Exercise instructions
Reproduce each line bearing the word "React".

━━━━━ Data extract ━━━━━

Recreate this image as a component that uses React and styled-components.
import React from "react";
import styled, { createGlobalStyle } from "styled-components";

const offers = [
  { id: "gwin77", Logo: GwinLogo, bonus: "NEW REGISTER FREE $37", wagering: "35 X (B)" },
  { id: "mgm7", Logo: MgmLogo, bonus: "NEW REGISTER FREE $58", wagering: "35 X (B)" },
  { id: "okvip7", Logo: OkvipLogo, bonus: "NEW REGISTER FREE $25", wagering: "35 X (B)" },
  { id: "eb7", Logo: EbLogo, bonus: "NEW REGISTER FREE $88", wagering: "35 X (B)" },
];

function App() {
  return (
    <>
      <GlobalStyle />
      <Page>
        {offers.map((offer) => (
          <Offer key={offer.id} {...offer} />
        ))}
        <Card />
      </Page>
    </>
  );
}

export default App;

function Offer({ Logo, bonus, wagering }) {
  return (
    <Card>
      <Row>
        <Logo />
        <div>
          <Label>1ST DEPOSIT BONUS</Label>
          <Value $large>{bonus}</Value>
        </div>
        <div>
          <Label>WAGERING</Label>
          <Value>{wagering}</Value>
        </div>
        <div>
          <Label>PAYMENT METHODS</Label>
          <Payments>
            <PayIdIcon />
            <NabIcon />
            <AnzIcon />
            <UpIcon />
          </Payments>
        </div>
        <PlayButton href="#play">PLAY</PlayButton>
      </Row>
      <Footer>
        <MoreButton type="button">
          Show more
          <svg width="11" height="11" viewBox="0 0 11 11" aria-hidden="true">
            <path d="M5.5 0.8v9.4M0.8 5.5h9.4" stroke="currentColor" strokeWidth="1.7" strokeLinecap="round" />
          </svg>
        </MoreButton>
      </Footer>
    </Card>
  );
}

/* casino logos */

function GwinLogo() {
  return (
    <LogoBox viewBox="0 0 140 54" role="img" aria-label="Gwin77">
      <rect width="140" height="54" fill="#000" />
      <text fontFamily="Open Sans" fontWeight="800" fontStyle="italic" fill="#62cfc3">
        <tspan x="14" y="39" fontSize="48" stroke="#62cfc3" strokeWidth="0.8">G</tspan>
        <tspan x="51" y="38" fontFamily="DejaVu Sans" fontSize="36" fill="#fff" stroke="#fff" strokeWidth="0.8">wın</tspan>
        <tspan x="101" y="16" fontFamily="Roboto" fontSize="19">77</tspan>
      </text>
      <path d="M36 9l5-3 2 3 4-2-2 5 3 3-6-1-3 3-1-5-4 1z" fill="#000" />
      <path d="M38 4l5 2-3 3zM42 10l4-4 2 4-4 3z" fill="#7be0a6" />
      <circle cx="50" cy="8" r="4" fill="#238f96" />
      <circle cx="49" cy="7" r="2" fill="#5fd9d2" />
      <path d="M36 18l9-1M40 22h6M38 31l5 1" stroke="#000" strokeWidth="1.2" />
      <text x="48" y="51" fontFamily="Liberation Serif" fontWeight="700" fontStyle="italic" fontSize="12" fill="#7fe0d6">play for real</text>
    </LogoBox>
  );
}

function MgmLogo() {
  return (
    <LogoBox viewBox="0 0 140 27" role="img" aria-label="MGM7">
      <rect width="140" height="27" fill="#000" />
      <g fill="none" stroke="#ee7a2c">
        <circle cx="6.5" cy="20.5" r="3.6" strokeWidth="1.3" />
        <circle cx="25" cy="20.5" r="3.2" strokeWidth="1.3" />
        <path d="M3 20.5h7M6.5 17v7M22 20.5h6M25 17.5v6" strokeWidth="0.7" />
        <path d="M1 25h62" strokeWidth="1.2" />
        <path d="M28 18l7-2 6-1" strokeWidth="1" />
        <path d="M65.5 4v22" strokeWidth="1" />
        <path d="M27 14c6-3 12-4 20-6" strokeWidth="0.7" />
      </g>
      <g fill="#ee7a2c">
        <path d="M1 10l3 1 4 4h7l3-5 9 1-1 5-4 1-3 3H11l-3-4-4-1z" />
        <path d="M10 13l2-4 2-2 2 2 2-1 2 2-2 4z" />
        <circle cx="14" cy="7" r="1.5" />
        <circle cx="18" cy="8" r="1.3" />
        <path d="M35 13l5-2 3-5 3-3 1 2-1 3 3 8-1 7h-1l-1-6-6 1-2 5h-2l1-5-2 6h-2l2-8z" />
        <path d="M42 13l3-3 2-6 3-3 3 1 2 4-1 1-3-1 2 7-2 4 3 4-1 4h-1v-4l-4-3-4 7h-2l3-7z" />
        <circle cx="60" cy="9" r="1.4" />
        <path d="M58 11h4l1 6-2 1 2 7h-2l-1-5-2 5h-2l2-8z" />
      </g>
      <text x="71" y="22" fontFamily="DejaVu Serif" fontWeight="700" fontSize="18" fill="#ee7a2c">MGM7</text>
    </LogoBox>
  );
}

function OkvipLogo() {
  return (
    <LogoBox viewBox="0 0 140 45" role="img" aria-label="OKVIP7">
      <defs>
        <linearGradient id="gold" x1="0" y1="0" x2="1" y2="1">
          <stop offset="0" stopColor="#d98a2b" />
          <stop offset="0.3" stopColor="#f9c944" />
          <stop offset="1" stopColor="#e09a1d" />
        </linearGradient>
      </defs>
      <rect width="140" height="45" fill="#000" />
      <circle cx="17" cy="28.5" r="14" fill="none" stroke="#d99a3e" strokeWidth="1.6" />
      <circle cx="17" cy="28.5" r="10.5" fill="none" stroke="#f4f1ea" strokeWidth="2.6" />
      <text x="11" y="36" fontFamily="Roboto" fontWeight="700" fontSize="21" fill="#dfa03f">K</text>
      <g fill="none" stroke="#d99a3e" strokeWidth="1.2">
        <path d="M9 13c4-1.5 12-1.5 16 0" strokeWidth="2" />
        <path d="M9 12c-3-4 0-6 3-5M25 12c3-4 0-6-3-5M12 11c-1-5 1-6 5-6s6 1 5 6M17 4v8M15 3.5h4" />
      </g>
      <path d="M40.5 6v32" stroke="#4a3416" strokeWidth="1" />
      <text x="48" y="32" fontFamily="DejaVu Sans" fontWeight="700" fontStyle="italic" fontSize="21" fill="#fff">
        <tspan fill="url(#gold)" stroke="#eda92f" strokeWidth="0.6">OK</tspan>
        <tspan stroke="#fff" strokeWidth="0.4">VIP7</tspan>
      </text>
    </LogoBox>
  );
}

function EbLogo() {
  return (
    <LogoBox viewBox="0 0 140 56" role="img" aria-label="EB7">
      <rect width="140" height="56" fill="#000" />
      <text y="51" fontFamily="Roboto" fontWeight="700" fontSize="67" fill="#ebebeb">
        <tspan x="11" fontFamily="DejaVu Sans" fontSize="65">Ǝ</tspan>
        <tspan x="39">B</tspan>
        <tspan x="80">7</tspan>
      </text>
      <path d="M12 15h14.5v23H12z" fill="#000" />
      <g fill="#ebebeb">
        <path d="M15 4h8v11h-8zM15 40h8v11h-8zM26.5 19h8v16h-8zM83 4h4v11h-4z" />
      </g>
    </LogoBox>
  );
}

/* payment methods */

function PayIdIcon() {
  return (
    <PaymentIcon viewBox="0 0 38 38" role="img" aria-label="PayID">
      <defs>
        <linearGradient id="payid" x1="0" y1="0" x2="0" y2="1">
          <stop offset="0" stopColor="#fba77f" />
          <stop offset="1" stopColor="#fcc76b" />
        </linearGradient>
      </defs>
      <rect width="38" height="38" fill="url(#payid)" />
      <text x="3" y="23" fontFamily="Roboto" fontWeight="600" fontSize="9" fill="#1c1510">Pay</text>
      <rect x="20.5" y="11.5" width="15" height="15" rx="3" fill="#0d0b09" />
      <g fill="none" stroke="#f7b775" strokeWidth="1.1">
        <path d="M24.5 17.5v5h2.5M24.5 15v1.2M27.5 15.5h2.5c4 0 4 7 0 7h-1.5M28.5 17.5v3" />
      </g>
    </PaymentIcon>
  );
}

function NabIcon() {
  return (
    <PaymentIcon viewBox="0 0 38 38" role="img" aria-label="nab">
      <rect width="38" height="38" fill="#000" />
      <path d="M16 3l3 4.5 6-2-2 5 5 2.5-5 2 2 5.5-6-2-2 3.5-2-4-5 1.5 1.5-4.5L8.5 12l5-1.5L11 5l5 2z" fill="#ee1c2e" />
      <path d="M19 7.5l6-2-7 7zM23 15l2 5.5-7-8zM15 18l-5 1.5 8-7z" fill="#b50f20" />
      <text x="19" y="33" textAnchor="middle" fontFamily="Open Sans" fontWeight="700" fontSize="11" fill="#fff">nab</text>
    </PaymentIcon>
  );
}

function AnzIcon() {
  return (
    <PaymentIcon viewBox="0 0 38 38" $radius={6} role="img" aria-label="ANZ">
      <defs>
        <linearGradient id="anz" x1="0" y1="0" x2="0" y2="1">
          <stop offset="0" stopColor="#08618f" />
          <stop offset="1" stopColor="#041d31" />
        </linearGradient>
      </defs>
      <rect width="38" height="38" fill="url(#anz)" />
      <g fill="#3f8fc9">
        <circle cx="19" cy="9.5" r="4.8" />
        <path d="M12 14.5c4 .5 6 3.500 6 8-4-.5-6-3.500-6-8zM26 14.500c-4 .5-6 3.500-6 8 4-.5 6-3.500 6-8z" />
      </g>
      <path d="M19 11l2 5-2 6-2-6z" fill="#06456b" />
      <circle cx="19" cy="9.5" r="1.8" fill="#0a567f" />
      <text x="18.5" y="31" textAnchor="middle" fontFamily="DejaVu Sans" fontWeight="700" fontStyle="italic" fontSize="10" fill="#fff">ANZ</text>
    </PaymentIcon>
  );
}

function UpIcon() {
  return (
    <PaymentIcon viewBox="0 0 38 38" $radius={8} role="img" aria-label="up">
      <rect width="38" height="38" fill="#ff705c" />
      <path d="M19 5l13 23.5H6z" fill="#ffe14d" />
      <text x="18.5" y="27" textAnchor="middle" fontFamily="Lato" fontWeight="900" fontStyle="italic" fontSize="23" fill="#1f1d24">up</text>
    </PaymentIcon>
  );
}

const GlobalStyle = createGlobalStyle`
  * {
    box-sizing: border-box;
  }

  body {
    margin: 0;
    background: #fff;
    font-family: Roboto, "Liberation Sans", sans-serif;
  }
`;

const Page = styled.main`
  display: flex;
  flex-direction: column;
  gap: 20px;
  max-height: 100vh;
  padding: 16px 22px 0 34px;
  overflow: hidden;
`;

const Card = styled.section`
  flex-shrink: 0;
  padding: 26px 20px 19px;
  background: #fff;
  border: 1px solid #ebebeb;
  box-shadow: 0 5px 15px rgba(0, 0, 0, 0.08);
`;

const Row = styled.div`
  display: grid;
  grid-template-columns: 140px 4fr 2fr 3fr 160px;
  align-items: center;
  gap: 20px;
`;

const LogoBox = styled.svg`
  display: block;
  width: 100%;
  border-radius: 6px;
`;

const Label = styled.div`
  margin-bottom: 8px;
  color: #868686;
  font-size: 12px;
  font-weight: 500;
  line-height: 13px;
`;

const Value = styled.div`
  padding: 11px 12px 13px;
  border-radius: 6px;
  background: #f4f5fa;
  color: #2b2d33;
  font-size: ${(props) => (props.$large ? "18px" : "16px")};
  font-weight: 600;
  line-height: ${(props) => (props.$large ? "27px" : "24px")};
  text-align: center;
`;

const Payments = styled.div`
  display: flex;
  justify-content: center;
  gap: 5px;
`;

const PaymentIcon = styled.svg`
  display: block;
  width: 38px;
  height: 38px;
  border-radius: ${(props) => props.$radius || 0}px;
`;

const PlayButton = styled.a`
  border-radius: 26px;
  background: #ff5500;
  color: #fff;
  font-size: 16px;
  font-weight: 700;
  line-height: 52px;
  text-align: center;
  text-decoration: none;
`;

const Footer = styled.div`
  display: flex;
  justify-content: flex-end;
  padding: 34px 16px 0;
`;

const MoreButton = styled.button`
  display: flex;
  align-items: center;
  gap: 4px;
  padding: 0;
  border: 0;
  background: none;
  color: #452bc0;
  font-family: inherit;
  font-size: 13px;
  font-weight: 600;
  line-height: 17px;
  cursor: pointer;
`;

━━━━━

The answer
Recreate this image as a component that uses React and styled-components.
import React from "react";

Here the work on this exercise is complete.